In the meantime, for this particular project, I’ve had special collaborations from very special friends. Early on, I met Alma Gloeckler and Olive Thurman Wong, whose memories are embedded in this work. And there are those scholar friends who unwittingly accepted dinner invitations, shared their stories and scholarship, or read early versions of these so-called letters as I stumbled around questions aroused, sometimes by only a short passage or fading photograph, in the immensity of this archive. I humbly thank: Bettina Aptheker, Anjali Arondekar, James Clifford, Gildas Hamel, Ruth Hsu, Lelia Casey Krache, James Kyung-Jin Lee, Boreth Ly, Roshni Rustomji-Kerns, and Mitsuye Yamada for your patience, your scrutiny and care. I apologize for my assumptions; the correspondent muses I’ve here created are my fictions to play with the gaps and speculations of this history and are entirely my fault.
As always, thanks to the excellent staff at Coffee House Press, in particular to Caroline Casey and Chris Fischbach, with special memories of Allan Kornblum. And grateful thanks to my literary support system at UCSC, faculty friends and staff, but especially to Micah Perks and Ronaldo V. Wilson.

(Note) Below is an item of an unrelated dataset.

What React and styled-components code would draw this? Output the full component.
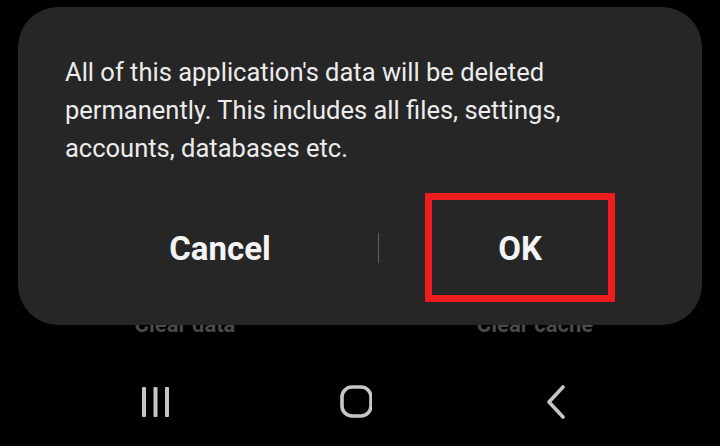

In the interim between drafts and continuing edits of this project, cousin Ted Ono and cousin-in-law Eugene Uyeki have died. And so, too, my mother Asako, almost reaching this year the age of ninety-nine. For a short year, we enjoyed in our immediate home a household of four generations. I will miss this joyful commotion. My kids have said that the best times at home are when I’m writing, because the house is clean and the food is great. Which is to say that cleaning and cooking are how I get through the writing. But families with writers know the drill, that we writers spend a large space of time ignoring them or blabbing and waxing on about things of which they have no interest. And so, continuing thanks to my family—Jon and Angie, and Jane Tomi and Pat in L.A., who are always there to fill in for me on my trips away, and to the immediate Santa Cruz household: Ronaldo, Jane Tei, and Javon.